Al stopped the flow of words as her voice rose to an hysterical pitch. He could only guess at the horrors of the doomed ship’s last hours. Murder. The successive shocks of the cruisers’ combined fields. The escape of the wounded prison-ship commander. She should not go through the trauma of telling it, not yet.
He soothed her, comforting her by his physical presence.
“Rosario?” she asked abruptly.
“He was picked up. I had a message from the commander of the cruiser. He’s safe and well.” And then she was back in the nightmare. “I tried, Al—I found a gun—a musket, and I’ve never killed anything in my life—but I tried to kill him!”
“All right! Now rest! Tell me later!”
“But I tried to kill him!” She was trying to make him understand with an agony of desperation.
“Liz, I would have done the same!”
“But him!”
And Buchanan knew she was in a frenzied torment.
“Forget him! Rest now—sleep!”
“The musket fired—he knew!”
Buchanan began to worry. This was more than fatigue—more than understandable nervous reaction to even mayhem. Liz was in a state of acute anxiety over Maran.

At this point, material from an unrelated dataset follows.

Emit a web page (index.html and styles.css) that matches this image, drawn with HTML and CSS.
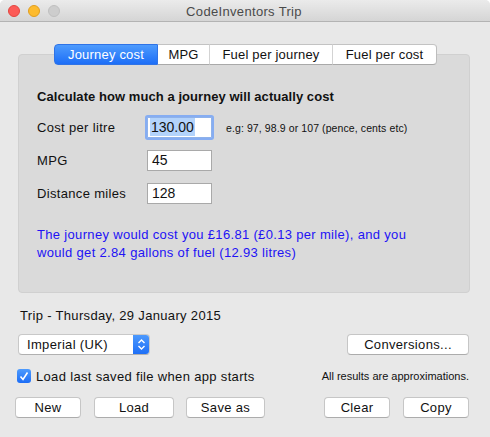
FILE: index.html
```html
<!DOCTYPE html>
<html>
<head>
<meta charset="utf-8">
<link rel="stylesheet" href="styles.css">
</head>
<body>
<div class="window">
  <div class="titlebar">
    <div class="lights">
      <span class="light red"></span>
      <span class="light yellow"></span>
      <span class="light gray"></span>
    </div>
    <div class="title">CodeInventors Trip</div>
  </div>
  <div class="main">
    <div class="tabs">
      <div class="tab selected t1">Journey cost</div>
      <div class="tab t2">MPG</div>
      <div class="tab t3">Fuel per journey</div>
      <div class="tab t4">Fuel per cost</div>
    </div>
    <div class="tabbox">
      <div class="heading">Calculate how much a journey will actually cost</div>
      <div class="rows">
        <div class="row">
          <div class="label">Cost per litre</div>
          <div class="field focused"><span class="sel">130.00</span></div>
          <div class="hint">e.g: 97, 98.9 or 107 (pence, cents etc)</div>
        </div>
        <div class="row">
          <div class="label">MPG</div>
          <div class="field">45</div>
        </div>
        <div class="row">
          <div class="label">Distance miles</div>
          <div class="field">128</div>
        </div>
      </div>
      <div class="result">The journey would cost you £16.81 (£0.13 per mile), and you<br>would get 2.84 gallons of fuel (12.93 litres)</div>
    </div>
    <div class="trip">Trip - Thursday, 29 January 2015</div>
    <div class="line2">
      <div class="popup">
        <span class="popup-text">Imperial (UK)</span>
        <span class="stepper">
          <svg width="9" height="13" viewBox="0 0 9 13"><path d="M1.5 5 L4.5 2 L7.5 5" fill="none" stroke="#fff" stroke-width="1.4"/><path d="M1.5 8 L4.5 11 L7.5 8" fill="none" stroke="#fff" stroke-width="1.4"/></svg>
        </span>
      </div>
      <div class="btn conv">Conversions...</div>
    </div>
    <div class="line3">
      <div class="check">
        <span class="box"><svg width="14" height="14" viewBox="0 0 14 14"><path d="M3.5 7.5 L6 10.5 L10.5 3.5" fill="none" stroke="#fff" stroke-width="1.6"/></svg></span>
        <span class="check-label">Load last saved file when app starts</span>
      </div>
      <div class="approx">All results are approximations.</div>
    </div>
    <div class="buttons">
      <div class="btn b-new">New</div>
      <div class="btn b-load">Load</div>
      <div class="btn b-save">Save as</div>
      <div class="spacer"></div>
      <div class="btn b-clear">Clear</div>
      <div class="btn b-copy">Copy</div>
    </div>
  </div>
</div>
</body>
</html>
```
FILE: styles.css
```css
* { box-sizing: border-box; }
html, body { margin: 0; padding: 0; background: #ffffff; }
body {
  font-family: "Liberation Sans", Arial, sans-serif;
  font-size: 13px;
  letter-spacing: 0.33px;
  color: #111;
}
.window {
  width: 490px;
  height: 437px;
  background: #e8e8e8;
  border-radius: 5px 5px 0 0;
  overflow: hidden;
  display: flex;
  flex-direction: column;
}
.titlebar {
  height: 22px;
  background: linear-gradient(#ebebeb, #d5d5d5);
  border-bottom: 1px solid #b3b3b3;
  display: flex;
  align-items: center;
  position: relative;
}
.lights {
  display: flex;
  gap: 8px;
  padding-left: 8px;
}
.light {
  width: 12px;
  height: 12px;
  border-radius: 50%;
  display: block;
}
.red { background: #fc5b57; border: 1px solid #e2463f; }
.yellow { background: #fdbb2e; border: 1px solid #e09e1f; }
.gray { background: #cdcdcd; border: 1px solid #bfbfbf; }
.title {
  flex: 1;
  text-align: center;
  color: #4a4a4a;
  font-size: 13px;
  margin-left: -62px;
  padding-top: 1px;
}
.main {
  display: flex;
  flex-direction: column;
  padding-top: 22px;
}
.tabs {
  display: flex;
  justify-content: center;
  position: relative;
  z-index: 1;
  margin-bottom: -11px;
  margin-left: 1px;
}
.tab {
  height: 21px;
  line-height: 19px;
  text-align: center;
  background: #fff;
  border-top: 1px solid #c3c3c3;
  border-bottom: 1px solid #a9a9a9;
  border-right: 1px solid #d3d3d3;
  font-size: 13px;
  letter-spacing: 0.2px;
}
.t1 { width: 104px; }
.t2 { width: 52px; }
.t3 { width: 123px; }
.t4 { width: 104px; border-right: 1px solid #bdbdbd; border-radius: 0 4px 4px 0; }
.tab.selected {
  background: linear-gradient(#4d9bfd, #1d6ef7);
  color: #fff;
  border: 1px solid #2f73e6;
  border-radius: 4px 0 0 4px;
}
.tabbox {
  margin: 0 20px 0 18px;
  background: #dadada;
  border: 1px solid #d0d0d0;
  border-radius: 4px;
  padding: 34px 0 30px 18px;
}
.heading {
  font-weight: bold;
  line-height: 16px;
  letter-spacing: 0.06px;
}
.rows {
  display: flex;
  flex-direction: column;
  gap: 12px;
  margin-top: 12px;
}
.row {
  display: flex;
  align-items: center;
  height: 21px;
}
.label {
  width: 110px;
}
.field {
  width: 65px;
  height: 21px;
  background: #fff;
  border: 1px solid #a9a9a9;
  padding-left: 4px;
  line-height: 19px;
  font-size: 14px;
  letter-spacing: 0;
}
.field.focused {
  border: 1px solid #8fb2ea;
  box-shadow: 0 0 0 2px #86adf2;
  border-radius: 1px;
  padding-left: 2px;
}
.sel {
  background: #b3d3fb;
  padding: 1px 1px;
}
.hint {
  font-size: 10.5px;
  letter-spacing: 0.1px;
  margin-left: 14px;
}
.result {
  margin-top: 22px;
  color: #2212f5;
  line-height: 18px;
}
.trip {
  margin: 15px 0 0 20px;
  line-height: 16px;
}
.line2 {
  display: flex;
  justify-content: space-between;
  margin: 10px 21px 0 18px;
}
.popup {
  width: 132px;
  height: 21px;
  background: #fff;
  border: 1px solid #c8c8c8;
  border-bottom-color: #b0b0b0;
  border-radius: 4px;
  display: flex;
  align-items: center;
  overflow: hidden;
}
.popup-text {
  flex: 1;
  padding-left: 8px;
}
.stepper {
  width: 17px;
  height: 21px;
  margin-top: -1px;
  margin-right: -1px;
  background: linear-gradient(#4e9bfd, #1c6df6);
  display: flex;
  align-items: center;
  justify-content: center;
  border-radius: 0 4px 4px 0;
}
.btn {
  height: 21px;
  line-height: 19px;
  text-align: center;
  background: #fff;
  border: 1px solid #c6c6c6;
  border-bottom-color: #acacac;
  border-radius: 4px;
}
.conv { width: 122px; }
.line3 {
  display: flex;
  align-items: center;
  justify-content: space-between;
  margin: 14px 21px 0 17px;
  height: 14px;
}
.check {
  display: flex;
  align-items: center;
}
.box {
  width: 14px;
  height: 14px;
  border-radius: 3px;
  background: linear-gradient(#4e9bfd, #1c6df6);
  display: block;
}
.box svg { display: block; }
.check-label {
  margin-left: 5px;
}
.approx {
  font-size: 11px;
  letter-spacing: 0;
}
.buttons {
  display: flex;
  margin: 14px 21px 0 15px;
  height: 21px;
}
.b-new { width: 66px; }
.b-load { width: 80px; margin-left: 13px; }
.b-save { width: 79px; margin-left: 12px; }
.spacer { flex: 1; }
.b-clear { width: 66px; }
.b-copy { width: 66px; margin-left: 13px; }
```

“Not now, Liz,” he said. “Leave it!”
“I tried—to—kill—Maran.”
Buchanan thought of what he knew of Maran. A powerful and hypnotic personality, a man with a unique charisma, a man who could exert such a power over the minds of men and women that they volunteered willingly for the brutal surgery his machines inflicted on the deepest centers of the cortex. They died believing they were Maran’s disciples.
Liz?
She was staring at him with a shocked despair.
She had tried to kill Maran. And, because of that attempt, she was suffering from an unholy feeling of guilt that would not give her the slightest remission.
Buchanan sensed the right thing to say. Hating himself, but able to say the words to the woman he loved, he whispered: “He forgave you. Liz, Maran forgave you.”
Liz’s anguish diminished. Gradually the panic left her eyes. “Yes,” she whispered back. “He did.” She slept.
Buchanan kicked out savagely at the watchful servitor. Even as his legs braced to take the impact of its metallic bulk, a tentacle swept out to hold him. Another prevented him from falling. He sat down to watch Liz sleep. He had found her again, only to lose her to the mesmeric genius who had taken his ship.
The three of them were trapped, he and Liz doubly trapped. And where was the way out for any of them?
CHAPTER 17
Watching Liz Deffant slowly emerge from a deep sleep, Buchanan had the curious impression that none of the events leading up to Maran’s presence aboard the station had happened. Time telescoped. They were together, and they seemed not to have separated. Liz looked tired, of course; they were in the cramped hold of the station; a servitor followed their every slightest movement; but they were the same people, he and Liz. They had a planned future.
Buchanan frowned. Except that Liz seemed to be under Maran’s spell. It was a matter he would have to approach with care. Maran himself was a different thing entirely; if only there was some weapon he could use against him! But it was out of the question. The responses of the automatons were measured in ten-thousandths of a second; Maran was right to rely on their lightning reactions. Then Liz opened her eyes and Buchanan could relax for a moment.
The panic and despair were gone.
Buchanan had always appreciated her levelheaded, gentle, persistent way of thinking. He respected her intellect. He had known her achieve better results than cleverer colleagues because she did not try too hard. She allowed her mind to range over a problem, letting an answer emerge by a slow process of growth. Buchanan could see that she had recovered her balance. However, he would not broach the question of her feelings about Maran.